A security consultant with a clear-eyed view of how Ghana’s recruitment crisis unfolded has a direct prescription for fixing it, and it starts with the Interior Minister getting out of the way.
Richard Kumadoe, speaking on Joy News’ The Pulse, delivered a candid assessment of why the ongoing security services recruitment exercise has descended into confusion, frustration, and public outcry, and he placed responsibility firmly at the door of a centralized approach that he says was poorly conceived and poorly communicated from the outset.
His argument is straightforward: the agencies themselves are not the problem. The problem is the minister’s office.
“The BNI is recruiting people, EOCO might be recruiting people, the military is recruiting people, and they are doing it in line with standard procedure, and it doesn’t create any problem for anybody,” he noted, pointing to a parallel universe of security agency recruitment happening smoothly and without controversy, precisely because it is being managed by the institutions that know their own requirements best.
The contrast with the Interior Ministry-led exercise, which has seen close to half a million applicants competing for roughly 5,000 positions amid widespread complaints about the process, could not be starker. Kumadoe attributed the chaos not to the scale of the challenge but to the manner in which the minister chose to approach it, the language used, the methodology adopted, and the centralized structure imposed, all of which, in his view, created the conditions for exactly the kind of public uproar that has followed.

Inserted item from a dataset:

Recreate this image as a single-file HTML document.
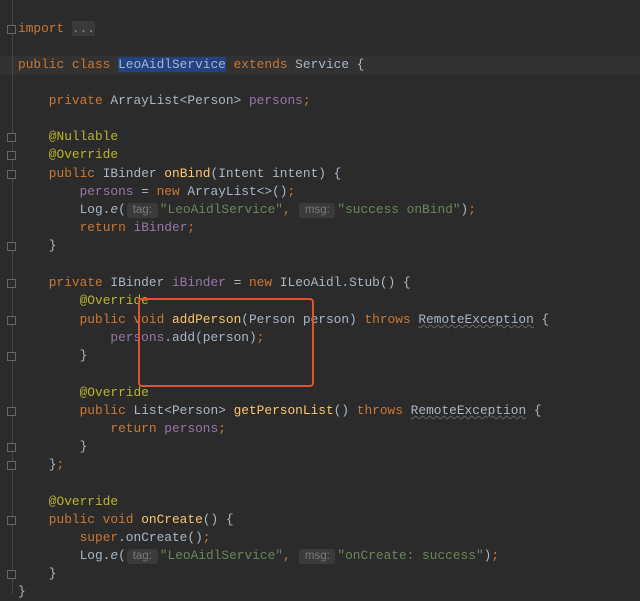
<!DOCTYPE html>
<html><head><meta charset="utf-8"><style>
body{margin:0;width:640px;height:594px;background:#2b2b2b;overflow:hidden;position:relative;font-family:"Liberation Mono",monospace;font-size:12.83px;color:#a9b7c6}
.l{position:absolute;left:18px;height:18px;line-height:18px;white-space:pre}
.k{color:#cc7832}.f{color:#9876aa}.s{color:#6a8759}.a{color:#bbb529}.m{color:#ffc66d}
.h{display:inline-block;background:#3a3a3a;color:#7a7a7a;font-family:"Liberation Sans",sans-serif;font-size:11.5px;line-height:15px;border-radius:3px;text-align:center;margin:0 2px 0 1px;vertical-align:0px}
.u{text-decoration:underline wavy #666;color:#a9b7c6;text-decoration-thickness:1px}
.g{position:absolute;left:12px;top:0;width:1px;height:594px;background:#444}
.fold{position:absolute;left:7px;width:9px;height:9px;border:1px solid #666;background:#2b2b2b;box-sizing:border-box}
.hl{position:absolute;left:0;top:56px;width:640px;height:19px;background:#323232}
.sel{background:#214283}
.box{position:absolute;left:138px;top:298px;width:176px;height:89px;border:2px solid #e2532d;border-radius:4px;box-sizing:border-box}
</style></head><body>
<div class="hl"></div>
<div class="g"></div>
<div class="fold" style="top:25px"></div>
<div class="fold" style="top:133px"></div>
<div class="fold" style="top:151px"></div>
<div class="fold" style="top:170px"></div>
<div class="fold" style="top:242px"></div>
<div class="fold" style="top:279px"></div>
<div class="fold" style="top:316px"></div>
<div class="fold" style="top:352px"></div>
<div class="fold" style="top:407px"></div>
<div class="fold" style="top:443px"></div>
<div class="fold" style="top:461px"></div>
<div class="fold" style="top:516px"></div>
<div class="fold" style="top:570px"></div>
<div class="l" style="top:20px"><span class="k">import</span> <span style="background:#3a3a3a;color:#888">...</span></div>
<div class="l" style="top:56px"><span class="k">public class</span> <span class="sel">LeoAidlService</span> <span class="k">extends</span> Service {</div>
<div class="l" style="top:92px">    <span class="k">private</span> ArrayList&lt;Person&gt; <span class="f">persons</span><span class="k">;</span></div>
<div class="l" style="top:128px">    <span class="a">@Nullable</span></div>
<div class="l" style="top:146px">    <span class="a">@Override</span></div>
<div class="l" style="top:165px">    <span class="k">public</span> IBinder <span class="m">onBind</span>(Intent intent) {</div>
<div class="l" style="top:183px">        <span class="f">persons</span> = <span class="k">new</span> ArrayList&lt;&gt;()<span class="k">;</span></div>
<div class="l" style="top:201px">        Log.<i>e</i>(<span class="h" style="width:31px">tag:</span><span class="s">"LeoAidlService"</span><span class="k">,</span> <span class="h" style="width:36px">msg:</span><span class="s">"success onBind"</span>)<span class="k">;</span></div>
<div class="l" style="top:219px">        <span class="k">return</span> <span class="f">iBinder</span><span class="k">;</span></div>
<div class="l" style="top:237px">    }</div>
<div class="l" style="top:274px">    <span class="k">private</span> IBinder <span class="f">iBinder</span> = <span class="k">new</span> ILeoAidl.Stub() {</div>
<div class="l" style="top:292px">        <span class="a">@Override</span></div>
<div class="l" style="top:311px">        <span class="k">public void</span> <span class="m">addPerson</span>(Person person) <span class="k">throws</span> <span class="u">RemoteException</span> {</div>
<div class="l" style="top:329px">            <span class="f">persons</span>.add(person)<span class="k">;</span></div>
<div class="l" style="top:347px">        }</div>
<div class="l" style="top:384px">        <span class="a">@Override</span></div>
<div class="l" style="top:402px">        <span class="k">public</span> List&lt;Person&gt; <span class="m">getPersonList</span>() <span class="k">throws</span> <span class="u">RemoteException</span> {</div>
<div class="l" style="top:420px">            <span class="k">return</span> <span class="f">persons</span><span class="k">;</span></div>
<div class="l" style="top:438px">        }</div>
<div class="l" style="top:456px">    }<span class="k">;</span></div>
<div class="l" style="top:493px">    <span class="a">@Override</span></div>
<div class="l" style="top:511px">    <span class="k">public void</span> <span class="m">onCreate</span>() {</div>
<div class="l" style="top:529px">        <span class="k">super</span>.onCreate()<span class="k">;</span></div>
<div class="l" style="top:547px">        Log.<i>e</i>(<span class="h" style="width:31px">tag:</span><span class="s">"LeoAidlService"</span><span class="k">,</span> <span class="h" style="width:36px">msg:</span><span class="s">"onCreate: success"</span>)<span class="k">;</span></div>
<div class="l" style="top:565px">    }</div>
<div class="l" style="top:583px">}</div>
<div class="box"></div>
</body></html>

“The language the Minister of Interior used, and the approach he set in place, is what has created this public uproar and what has created the judgment that is affecting him and his government,” he said.
His solution is as direct as his diagnosis: hand the process back to the individual agencies and let them run their own recruitment exercises according to established institutional procedures, the same way the military, BNI, and EOCO have been doing without incident.
“I am urging the Minister to step aside and allow the agencies to do their recruitment, and we will be fine. This should serve as a lesson to all politicians, whether those in power now or those out of power,” Kumadoe said.
The consultant did not stop at process criticism. He widened his remarks into a broader observation about the administrative culture that he believes is holding Ghana back, describing what he called “ineptitude, arrogance, and lack of resourcefulness” as qualities that have contributed to the country’s current challenges, and implicitly challenging those in positions of authority to reflect honestly on whether those descriptions apply to their own conduct.
For the hundreds of thousands of young Ghanaians who applied for security services positions and found themselves navigating a chaotic, confusing, and demoralising process, Kumadoe’s message may offer little immediate comfort. But his prescription, give the agencies their autonomy back, is one that experience, and the evidence of the current crisis, appears to support.